=== SOURCE MATERIAL ===

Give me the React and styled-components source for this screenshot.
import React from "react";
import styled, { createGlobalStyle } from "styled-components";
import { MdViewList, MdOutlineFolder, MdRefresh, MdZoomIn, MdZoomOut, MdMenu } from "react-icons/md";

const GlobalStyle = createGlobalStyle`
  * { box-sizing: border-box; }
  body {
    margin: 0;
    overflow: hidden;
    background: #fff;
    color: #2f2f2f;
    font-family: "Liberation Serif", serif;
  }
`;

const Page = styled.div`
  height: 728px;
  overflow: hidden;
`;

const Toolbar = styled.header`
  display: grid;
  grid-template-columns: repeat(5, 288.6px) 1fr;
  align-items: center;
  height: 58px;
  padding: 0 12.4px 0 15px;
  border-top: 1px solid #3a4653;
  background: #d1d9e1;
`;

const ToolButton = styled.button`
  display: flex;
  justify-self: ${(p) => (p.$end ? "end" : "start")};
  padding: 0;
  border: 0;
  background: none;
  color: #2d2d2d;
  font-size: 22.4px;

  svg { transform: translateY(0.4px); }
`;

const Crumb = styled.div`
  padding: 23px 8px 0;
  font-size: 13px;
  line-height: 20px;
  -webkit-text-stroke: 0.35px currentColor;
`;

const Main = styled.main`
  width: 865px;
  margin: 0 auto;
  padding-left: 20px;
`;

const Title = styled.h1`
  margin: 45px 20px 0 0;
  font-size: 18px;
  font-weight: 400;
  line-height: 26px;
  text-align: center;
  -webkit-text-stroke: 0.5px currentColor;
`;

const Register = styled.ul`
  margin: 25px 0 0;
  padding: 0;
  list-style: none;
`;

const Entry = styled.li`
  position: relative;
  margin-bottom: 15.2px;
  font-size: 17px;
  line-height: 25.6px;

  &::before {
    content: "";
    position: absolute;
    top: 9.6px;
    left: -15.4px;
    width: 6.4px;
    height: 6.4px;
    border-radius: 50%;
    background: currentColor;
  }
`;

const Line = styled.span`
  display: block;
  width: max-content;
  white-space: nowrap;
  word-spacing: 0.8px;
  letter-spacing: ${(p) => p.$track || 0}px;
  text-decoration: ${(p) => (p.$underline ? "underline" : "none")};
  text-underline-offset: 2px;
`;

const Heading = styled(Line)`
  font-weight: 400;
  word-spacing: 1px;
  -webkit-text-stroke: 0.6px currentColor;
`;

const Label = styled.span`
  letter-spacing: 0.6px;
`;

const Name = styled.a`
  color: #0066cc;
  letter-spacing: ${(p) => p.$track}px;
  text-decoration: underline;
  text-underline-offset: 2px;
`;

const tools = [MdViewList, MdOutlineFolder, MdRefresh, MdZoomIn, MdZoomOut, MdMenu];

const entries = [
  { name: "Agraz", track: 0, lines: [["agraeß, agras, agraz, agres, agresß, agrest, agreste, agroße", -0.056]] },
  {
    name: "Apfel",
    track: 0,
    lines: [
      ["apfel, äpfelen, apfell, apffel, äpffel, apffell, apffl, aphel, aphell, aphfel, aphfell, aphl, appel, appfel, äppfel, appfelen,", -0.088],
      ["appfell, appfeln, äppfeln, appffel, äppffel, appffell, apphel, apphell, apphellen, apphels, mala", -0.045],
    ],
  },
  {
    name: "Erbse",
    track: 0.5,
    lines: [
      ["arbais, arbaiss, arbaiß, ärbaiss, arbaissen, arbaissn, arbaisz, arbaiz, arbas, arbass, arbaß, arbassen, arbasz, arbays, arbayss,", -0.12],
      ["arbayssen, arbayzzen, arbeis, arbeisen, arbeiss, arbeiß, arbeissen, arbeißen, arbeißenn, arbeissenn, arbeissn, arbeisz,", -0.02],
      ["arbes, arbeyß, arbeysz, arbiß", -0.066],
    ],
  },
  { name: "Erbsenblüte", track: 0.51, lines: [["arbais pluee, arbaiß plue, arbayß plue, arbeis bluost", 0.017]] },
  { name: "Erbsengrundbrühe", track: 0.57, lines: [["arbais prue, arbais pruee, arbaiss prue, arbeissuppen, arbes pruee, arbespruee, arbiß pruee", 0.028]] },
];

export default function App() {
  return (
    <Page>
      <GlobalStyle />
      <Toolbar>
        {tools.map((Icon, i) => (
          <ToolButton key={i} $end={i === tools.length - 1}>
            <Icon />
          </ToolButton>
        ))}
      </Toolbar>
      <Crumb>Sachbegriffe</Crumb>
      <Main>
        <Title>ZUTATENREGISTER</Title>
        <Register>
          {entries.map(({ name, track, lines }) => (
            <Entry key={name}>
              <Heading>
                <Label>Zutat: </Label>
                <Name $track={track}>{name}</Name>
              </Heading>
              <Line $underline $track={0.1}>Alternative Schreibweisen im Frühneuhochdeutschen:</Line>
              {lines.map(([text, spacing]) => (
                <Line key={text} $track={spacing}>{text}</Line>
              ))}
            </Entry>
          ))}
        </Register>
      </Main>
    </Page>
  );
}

===

Only the lines from the first line of the material above through the line that contains "line-height: 25.6px;" should be quoted, each one exactly.

→ EXERCISE RESULT:
Give me the React and styled-components source for this screenshot.
import React from "react";
import styled, { createGlobalStyle } from "styled-components";
import { MdViewList, MdOutlineFolder, MdRefresh, MdZoomIn, MdZoomOut, MdMenu } from "react-icons/md";

const GlobalStyle = createGlobalStyle`
  * { box-sizing: border-box; }
  body {
    margin: 0;
    overflow: hidden;
    background: #fff;
    color: #2f2f2f;
    font-family: "Liberation Serif", serif;
  }
`;

const Page = styled.div`
  height: 728px;
  overflow: hidden;
`;

const Toolbar = styled.header`
  display: grid;
  grid-template-columns: repeat(5, 288.6px) 1fr;
  align-items: center;
  height: 58px;
  padding: 0 12.4px 0 15px;
  border-top: 1px solid #3a4653;
  background: #d1d9e1;
`;

const ToolButton = styled.button`
  display: flex;
  justify-self: ${(p) => (p.$end ? "end" : "start")};
  padding: 0;
  border: 0;
  background: none;
  color: #2d2d2d;
  font-size: 22.4px;

  svg { transform: translateY(0.4px); }
`;

const Crumb = styled.div`
  padding: 23px 8px 0;
  font-size: 13px;
  line-height: 20px;
  -webkit-text-stroke: 0.35px currentColor;
`;

const Main = styled.main`
  width: 865px;
  margin: 0 auto;
  padding-left: 20px;
`;

const Title = styled.h1`
  margin: 45px 20px 0 0;
  font-size: 18px;
  font-weight: 400;
  line-height: 26px;
  text-align: center;
  -webkit-text-stroke: 0.5px currentColor;
`;

const Register = styled.ul`
  margin: 25px 0 0;
  padding: 0;
  list-style: none;
`;

const Entry = styled.li`
  position: relative;
  margin-bottom: 15.2px;
  font-size: 17px;
  line-height: 25.6px;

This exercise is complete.